The Hout Bay football club competes in the South African third tier, the Western Cape ABC Motsepe League, and has ambitions of one day featuring in the country’s premier division. But that is only scratching the surface of what the project is about.
Local is lekker
The club draws its players exclusively from Hout Bay and holds a similar ethos to Spanish La Liga side Athletic Bilbao, which only selects footballers from the Basque region. Bilbao coaches presented to the club last year how to develop player pathways to success, which proved a big step forward in developing its future plans.
“Our goals are to bring the communities of Hout Bay together,” United chief executive Dali Fekensini says. “We are still divided predominantly by race, creed and culture. When the club was formed, we wanted to unite all those communities, and we are succeeding.
“One of our goals is to bring hope and pride to the people of Hout Bay by having a successful elite team. Every home game we have around 2 000 people watching. The crime rate [when we play] on a Friday is low, because everybody is watching the football. That fact is backed by the local police.”
There are 15 teams across all age groups, with 450 players, including successful women and men’s elite sides. Nico Manduzio, the club “healthcare and wellbeing team leader”, has been charged with building relationships between first-team players and residents, which includes finding employment for them with local businesses. He also helps facilitate interactions with schools to ensure the club’s young players are not falling behind off the pitch.
“What makes us different to other football clubs is the personal development pathway. We believe that players must have six key attributes, three on the pitch and three off of it,” Manduzio says. “On the pitch it is what you would expect, technical, tactical and physical attributes. Off the pitch it is mental, personal and lifestyle. If you are able to improve one of these, it is like a cog that turns and advances the one next to it.
“Besides two or three guys, none of our players finished school. But we profile them and place them with jobs in local businesses that suit their interests and skill sets. The player works at the business for free for a month’s trial, though we as a club pay him something, and hopefully then the business employs him full time. This gives them work and life experience, as well as helping them feed their families. It has been a great success. Each player must also do four hours of community service a week. It is compulsory.”
Setting high standards
Every player in the current first team squad is either employed by the club as a coach for the youth teams, working for a local business or studying at a tertiary level. Manduzio, who is also the first team fitness coach, adds that the standards they set for their players are well above that of your average amateur.

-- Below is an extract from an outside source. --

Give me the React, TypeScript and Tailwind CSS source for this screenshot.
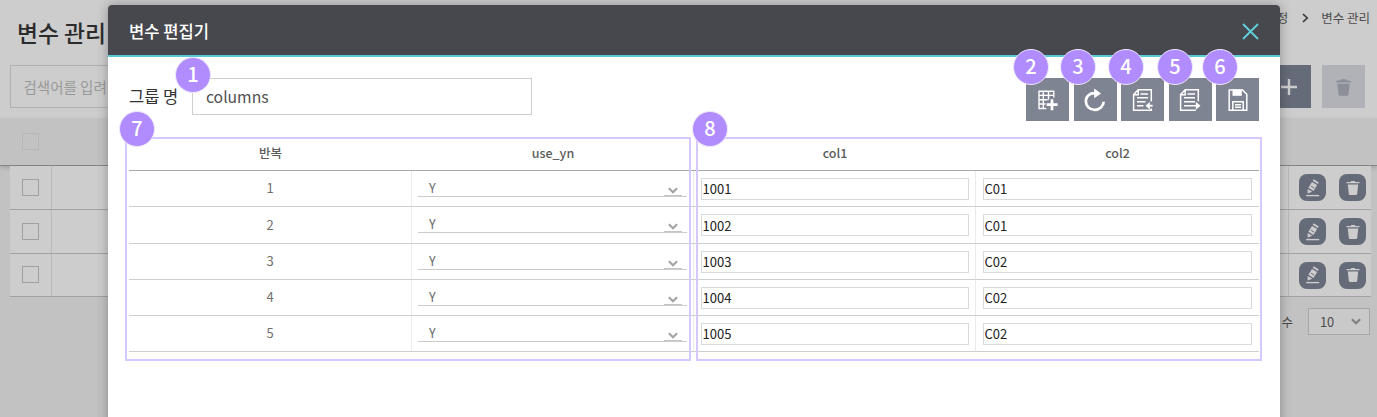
import React from "react";

const rows = [
  { n: 1, yn: "Y", col1: "1001", col2: "C01" },
  { n: 2, yn: "Y", col1: "1002", col2: "C01" },
  { n: 3, yn: "Y", col1: "1003", col2: "C02" },
  { n: 4, yn: "Y", col1: "1004", col2: "C02" },
  { n: 5, yn: "Y", col1: "1005", col2: "C02" },
];

function Badge({ n, className }: { n: number; className: string }) {
  return (
    <span
      className={
        "absolute flex h-9 w-9 items-center justify-center rounded-full border border-[#eee8ff] bg-[#b18cff] pb-[3px] text-[20px] font-medium leading-none text-white " +
        className
      }
    >
      {n}
    </span>
  );
}

function GridAddIcon() {
  return (
    <svg width="22" height="22" viewBox="0 0 22 22" fill="none" stroke="#fff" strokeWidth="1.4">
      <path d="M16.8 8.6V2.2H2v17.3h7.2M2 6.4h14.8M2 10.7h8.5M2 15h6.5M6.3 2.2v17.3M11.5 2.2v8.5" />
      <path d="M15 10.2v11M9.6 15.7H20.6" strokeWidth="2.7" />
    </svg>
  );
}

function ReloadIcon() {
  return (
    <svg width="24" height="26" viewBox="0 0 24 26" fill="none">
      <path d="M12.8 6.2C6.6 5.6 2.8 9.5 2.8 14.1c0 5 4 8.8 8.8 8.8 4.9 0 8.9-3.6 9.1-8.2" stroke="#fff" strokeWidth="2.7" />
      <path d="M11.2 1.4 18 6.6l-6.8 4.6z" fill="#fff" />
    </svg>
  );
}

function ImportIcon() {
  return (
    <svg width="22" height="24" viewBox="0 0 22 24" fill="none" stroke="#fff" strokeWidth="1.5">
      <path d="M19.3 13.5V1.8H6.2L1.6 6.6v15.6h17.7v-1.6M6.2 2v4.8H1.8M8.5 6h7.5M5 9.8h11M5 13.8h8.5M5 17.8h6.5" />
      <path d="M20.6 17.7h-4" strokeWidth="2" />
      <path d="M17.8 13.9v7.6l-4.3-3.8z" fill="#fff" stroke="none" />
    </svg>
  );
}

function ExportIcon() {
  return (
    <svg width="22" height="24" viewBox="0 0 22 24" fill="none" stroke="#fff" strokeWidth="1.5">
      <path d="M19.3 13.2V1.8H6.2L1.6 6.6v15.6h15.2M6.2 2v4.8H1.8M8.5 6h7.5M5 9.8h11M5 13.8h11M5 17.8h12" />
      <path d="M16.8 13.7v8l4.7-4z" fill="#fff" stroke="none" />
    </svg>
  );
}

function SaveIcon() {
  return (
    <svg width="20" height="24" viewBox="0 0 20 24" fill="none" stroke="#fff" strokeWidth="1.5">
      <path d="M1.2 1.9h13.4l4.2 4.3v16H1.2z" />
      <path d="M4.5 1.5h9.3v6.3H4.5z" fill="#fff" stroke="none" />
      <path d="M4.8 22.2v-8.4h10.4v8.4M7 16.7h6M7 19.3h6" />
    </svg>
  );
}

function TrashIcon({ size, color }: { size: number; color: string }) {
  return (
    <svg width={size} height={size} viewBox="0 0 18 18" fill={color}>
      <path d="M1 2.4C3 1.8 5.2 1.5 6 1.4L6.6.3h4.8l.6 1.1c.8.1 3 .4 5 1v1.2H1z" />
      <path d="M2.4 5h13.2l-1.4 11.4q-.2 1.3-1.5 1.3H5.3q-1.3 0-1.5-1.3z" />
    </svg>
  );
}

function RowTrashIcon() {
  return (
    <svg width="14" height="16" viewBox="0 0 14 16" fill="#cdcdcd">
      <path d="M.5 2h4.2l.5-1h3.6l.5 1h4.2v1.3H.5z" />
      <path d="M1.8 4.4h10.4l-1 9.4q-.1 1.2-1.3 1.2H4.1q-1.2 0-1.3-1.2z" />
    </svg>
  );
}

function PencilIcon() {
  return (
    <svg width="16" height="18" viewBox="0 0 16 18" fill="#cdcdcd">
      <path d="m7.7 1.8 1-1.5 5.1 3.1-1 1.6z" />
      <path d="m7 3 5.1 3.1-3.6 5.8-5.1-3.1z" />
      <path d="m2.7 9.9 4.6 2.8-4.7 1.9z" />
      <path d="M1.2 15.9h13v1.4h-13z" />
      <path d="m6.1 7.2 3 1.9" stroke="#666b79" strokeWidth="1" />
    </svg>
  );
}

function Chevron({ className }: { className: string }) {
  return (
    <svg className={className} width="10" height="7" viewBox="0 0 10 7" fill="none" stroke="currentColor" strokeWidth="2.2">
      <path d="m.9 1.2 4.1 4 4.1-4" />
    </svg>
  );
}

function ToolButton({ children, label }: { children: React.ReactNode; label: string }) {
  return (
    <button aria-label={label} className="flex h-[43px] w-[43px] items-center justify-center bg-[#7f8493]">
      {children}
    </button>
  );
}

function Backdrop() {
  return (
    <div className="flex h-full flex-col bg-[#c2c2c2] text-[#4b4b4b]">
      <div className="flex h-[118px] flex-col bg-[#cdcdcd]">
        <div className="flex h-[65px] items-start justify-between pl-[17px] pr-[7px]">
          <h1 className="mt-[17px] text-[22.8px] font-medium leading-[32px] text-[#2c2c2c]">변수 관리</h1>
          <div className="mt-[9px] flex items-center text-[12.5px] leading-[18px]">
            <span>정</span>
            <svg className="ml-[14px] mr-[12px]" width="7" height="10" viewBox="0 0 7 10" fill="none" stroke="#3a3a3a" strokeWidth="1.7">
              <path d="m1 1 4.2 4L1 9" />
            </svg>
            <span>변수 관리</span>
          </div>
        </div>
        <div className="flex justify-between pl-[9.5px] pr-3">
          <div className="flex h-[43px] w-[260px] items-center border border-[#b0b0b0] pl-[13px] text-[14.5px] text-[#999]">
            <span className="whitespace-nowrap">검색어를 입려</span>
          </div>
          <div className="flex gap-[11px]">
            <div className="flex h-[43px] w-[43px] items-center justify-center bg-[#666b79]">
              <svg className="-ml-px" width="16" height="16" viewBox="0 0 16 16" stroke="#cdcdcd" strokeWidth="2.4">
                <path d="M8 0v16M0 8h16" />
              </svg>
            </div>
            <div className="flex h-[43px] w-[43px] items-center justify-center bg-[#b1b2b8] pt-0.5">
              <TrashIcon size={17} color="#8c8e98" />
            </div>
          </div>
        </div>
      </div>
      <div className="flex h-[48px] items-center border-b border-[#858585] pl-[22px] shadow-[0_2px_4px_rgba(0,0,0,0.15)]">
        <span className="h-[17px] w-[17px] border border-[#b7b7b7]" />
      </div>
      <div className="ml-[9.5px] mr-[6.5px] flex flex-col">
        {[0, 1, 2].map((i) => (
          <div key={i} className="flex h-[43.8px] border-b border-[#a2a2a2] bg-[#cdcdcd]">
            <div className="flex w-[42px] items-center border-r border-[#bababa] pl-[12.5px]">
              <span className="h-[17px] w-[17px] border border-[#a0a0a0]" />
            </div>
            <div className="flex-1" />
            <div className="flex w-[83px] items-center gap-[13px] border-l border-[#bababa] pl-[10.5px] pt-px">
              <span className="flex h-[27px] w-[27px] items-center justify-center rounded-[8px] bg-[#666b79]">
                <PencilIcon />
              </span>
              <span className="flex h-[27px] w-[27px] items-center justify-center rounded-[8px] bg-[#666b79]">
                <RowTrashIcon />
              </span>
            </div>
          </div>
        ))}
      </div>
      <div className="mt-[11px] flex items-center justify-end gap-[15px] pr-[7px] text-[12.5px]">
        <span>수</span>
        <div className="flex h-[27px] w-[62px] items-center justify-between border border-[#a6a6a6] bg-[#c9c9c9] pl-[11px] pr-[8px] text-[12.8px]">
          <span>10</span>
          <Chevron className="text-[#808080]" />
        </div>
      </div>
    </div>
  );
}

function Editor() {
  return (
    <div className="absolute left-[108px] top-[5px] flex h-[440px] w-[1172px] flex-col rounded-t-[4px] bg-white shadow-[0_0_12px_rgba(0,0,0,0.3)]">
      <div className="flex h-[52px] items-center justify-between rounded-t-[4px] border-b-2 border-[#55ccd6] bg-[#47474e] pl-[21px] pr-[21px]">
        <h2 className="pt-[3px] text-[16.6px] font-medium text-white">변수 편집기</h2>
        <svg className="mt-[3px]" width="17" height="17" viewBox="0 0 17 17" stroke="#5fd0da" strokeWidth="1.8">
          <path d="m1 1 15 15M16 1 1 16" />
        </svg>
      </div>
      <div className="flex h-[80px] items-start justify-between pl-[21px] pr-[21px] pt-[21px]">
        <div className="flex items-center">
          <span className="w-[63px] text-[16.5px] text-[#333]">그룹 명</span>
          <div className="flex h-[37px] w-[340px] items-center border border-[#cfcfcf] pl-[13px] text-[15.7px] leading-[23px] text-[#505050]">
            columns
          </div>
        </div>
        <div className="flex gap-[4.5px]">
          <ToolButton label="add column"><GridAddIcon /></ToolButton>
          <ToolButton label="reload"><ReloadIcon /></ToolButton>
          <ToolButton label="import"><ImportIcon /></ToolButton>
          <ToolButton label="export"><ExportIcon /></ToolButton>
          <ToolButton label="save"><SaveIcon /></ToolButton>
        </div>
      </div>
      <div className="ml-[21px] w-[1130px]">
        <div className="grid h-[34px] grid-cols-[283px_282px_282px_283px] items-center border-b border-[#a8a8a8] text-center text-[12.5px] font-medium text-[#5c5c5c]">
          <span>반복</span>
          <span>use_yn</span>
          <span>col1</span>
          <span>col2</span>
        </div>
        {rows.map((r) => (
          <div key={r.n} className="grid h-[36.25px] grid-cols-[283px_282px_282px_283px] border-b border-[#cfcfcf] text-[13px]">
            <div className="flex items-center justify-center border-r border-[#ebebeb] pb-px text-[#6f6f6f]">{r.n}</div>
            <div className="border-r border-[#ebebeb] pl-[6px] pr-[6px]">
              <div className="flex h-[26px] items-center justify-between border-b border-[#cccccc] pl-[11px] pr-[5px] text-[#6a6a6a]">
                <span className="pt-[10px] text-[12.5px]">{r.yn}</span>
                <span className="flex h-[25px] w-[18px] items-end justify-center border-b border-[#c4c4c4] pb-px">
                  <Chevron className="text-[#a4a4a4]" />
                </span>
              </div>
            </div>
            <div className="flex items-center border-r border-[#ebebeb] pl-[6.5px] pr-[6.5px] pt-px">
              <div className="flex h-[22px] w-full items-center border border-[#dadada] pl-px text-[#222]">{r.col1}</div>
            </div>
            <div className="flex items-center pl-[6.5px] pr-[7px] pt-px">
              <div className="flex h-[22px] w-full items-center border border-[#dadada] pl-px text-[#222]">{r.col2}</div>
            </div>
          </div>
        ))}
      </div>
    </div>
  );
}

export default function App() {
  return (
    <div className="relative h-[417px] w-[1377px] overflow-hidden font-['Noto_Sans_CJK_KR',sans-serif]">
      <Backdrop />
      <Editor />
      <div className="absolute left-[125px] top-[137px] h-[224px] w-[566px] border-2 border-[#d5c8ff]" />
      <div className="absolute left-[696px] top-[137px] h-[224px] w-[566px] border-2 border-[#d5c8ff]" />
      <Badge n={1} className="left-[175px] top-[57px]" />
      <Badge n={2} className="left-[1013px] top-[49px]" />
      <Badge n={3} className="left-[1060px] top-[49px]" />
      <Badge n={4} className="left-[1108px] top-[49px]" />
      <Badge n={5} className="left-[1157px] top-[49px]" />
      <Badge n={6} className="left-[1202px] top-[49px]" />
      <Badge n={7} className="left-[119px] top-[111px]" />
      <Badge n={8} className="left-[692px] top-[111px]" />
    </div>
  );
}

“Our performance benchmarks are based on those used in the English Premier League, so the standards are very, very high.”
The Premier League link comes from one of the club’s patrons, Liverpool’s Uefa Champions League-winning manager Klopp, who in November said of the project: They are “fantastic coaches who want to create a better world for kids through football. I was there. It is brilliant.”
One of the club’s founders, Jeremy Elson, explains the connection and how Klopp has gone on to support the club financially, as well as by sharing his knowledge. “Jürgen’s manager, Mark Kosicky, lived in [nearby] Llandudno for about 18 months, and he fell in love with the project,” Elson said.
“Jürgen came out and did a talk for us and has helped financially. We want to align our [football] philosophy and Jürgen’s, but obviously some of the stuff they do [at Liverpool] is so advanced.
“The stuff that we can borrow [with our players], we already know, and there are levels we need to work through to get there. [Liverpool] pretty much manage every second of a football game, they know what they are doing all the time. But we are hopeful we can work even more closely in the future.”
Elson is also extremely proud of the work the club does in the area, which is what piqued Klopp’s interest, and the aspirational way in which they interact with players who arrive at training with all their worldly belongings in a plastic bag.
He says part of the reason they insist on employment and community service is to instil ambition in players beyond only thinking about tomorrow’s meal. The club is the brainchild of Englishman Elson, along with co-founders Simon Trupp and Jaap Kreeftenberg. Hout Bay grew out of their interactions through social football games with residents from all walks of life.
“It was the only part of my Cape Town existence that was similar to being in London in terms of being in a completely level space with regards to culture, community and class. All those barriers were broken down by football,” Elson says.
“We saw the need to create strong mentors in this community and use football as the ‘stick’. We have evolved the project since then. We want to develop this philosophy into a curriculum and help to develop sport in the local schools. If we can get this to work, it is a huge story of success built across communities. It is a huge story for South Africa.”